Une catastrophe peut en cacher une autre

L’Indonésie a été durement touchée par le séisme de magnitude 7.5 qui l’a frappée le 28 septembre dernier et qui a été suivi par un tsunami dévastateur. Le bilan, toujours provisoire, fait état de près de 2000 morts et risque de s’alourdir encore davantage puisque 5 000 personnes sont présumées disparues. Après bien des tergiversations, le gouvernement indonésien avait fini par accepter du bout des lèvres une aide internationale devant l’ampleur de la catastrophe. Diverses organisations non gouvernementales, dont quelques françaises se tenaient prêtes à intervenir pour apporter un soutien et une compétence permettant de sauver des vies.

C’est ainsi qu’un médecin et deux infirmières de la région Drôme-Ardèche, qui avaient pris sur leur temps et leur argent pour se rendre sur place, n’ont jamais été autorisés à débarquer sur la zone de Palu, où ont eu lieu les plus gros dégâts. Pire, ils ont été fermement invités à rentrer chez eux et n’ont même pas été autorisés à laisser sur place le matériel médical qu’ils avaient amené. La même mésaventure serait arrivée à plusieurs autres ONG. Une attitude qui semble incompréhensible et qui ne peut s’expliquer que par un contexte local, qui ne fait guère honneur à la démocratie indonésienne. Les autorités n’avaient manifestement aucune envie de faire appel à la communauté internationale, car cela pouvait laisser penser que le pays était incapable de faire face à la situation. Une réaction d’orgueil bien mal placé en effet, mais qui peut s’expliquer par le passé de nation colonisée. Portugais et Néerlandais se sont disputé les nombreuses îles qui forment son territoire et son indépendance remonte à l’immédiat après-guerre. Le pays a connu alors une longue période de « démocratie dirigée », traduisez par dictature militaire, et le président actuel, s’il a bien été élu au suffrage universel, reste soumis aux influences des forces souterraines du pays, et notamment la religion musulmane, très largement majoritaire.

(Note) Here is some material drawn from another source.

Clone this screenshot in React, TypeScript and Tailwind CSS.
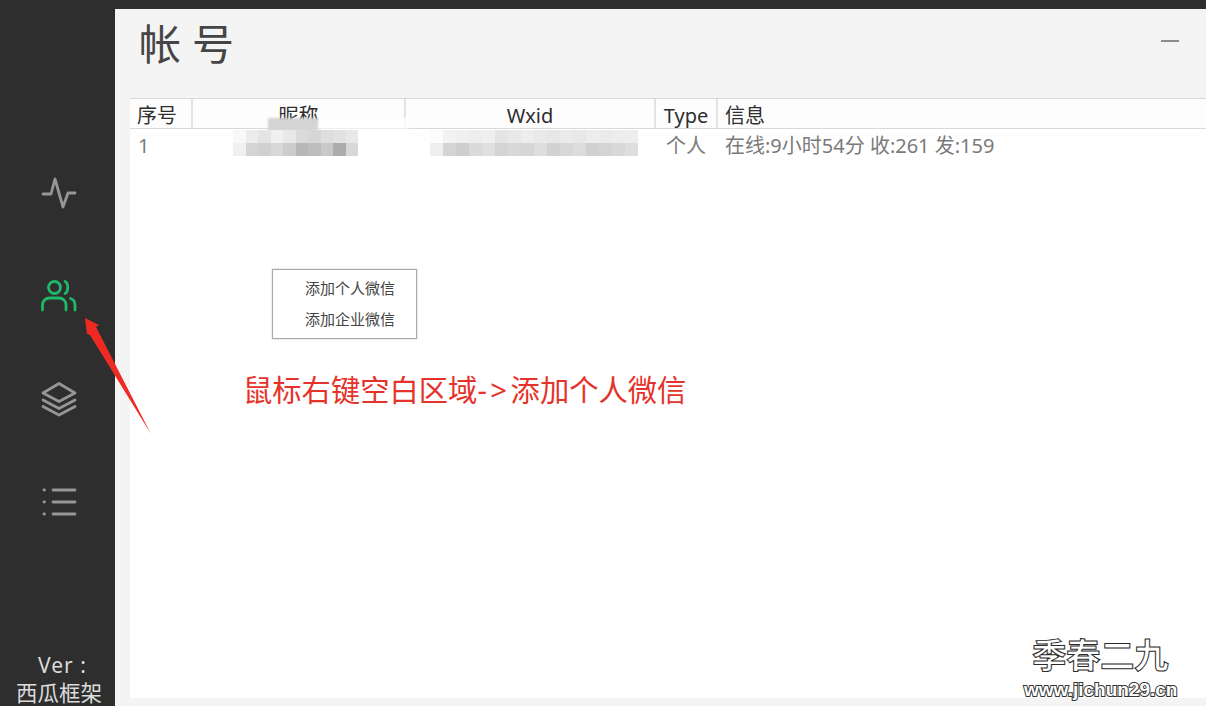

Encore l’an dernier, le gouverneur de Djakarta appartenant à une minorité chrétienne, a été condamné à deux ans de prison pour un crime de « blasphème », consistant dans une interprétation personnelle d’une sourate du Coran, utilisée par ses adversaires politiques pour appeler à ne pas voter pour lui. Il y a même une province, celle de Banda Aceh, qui a obtenu un régime d’autonomie par rapport au pouvoir central, qui applique la charia, la loi islamique, en matière d’alcool, de sexualité, de vêtements, etc. depuis 2001. Le président Joko Widodo, bien que lui-même modéré, vit donc sous la double surveillance de la religion et de l’armée, qui n’est jamais très loin des dirigeants et pourrait arbitrer les conflits en cas de besoin.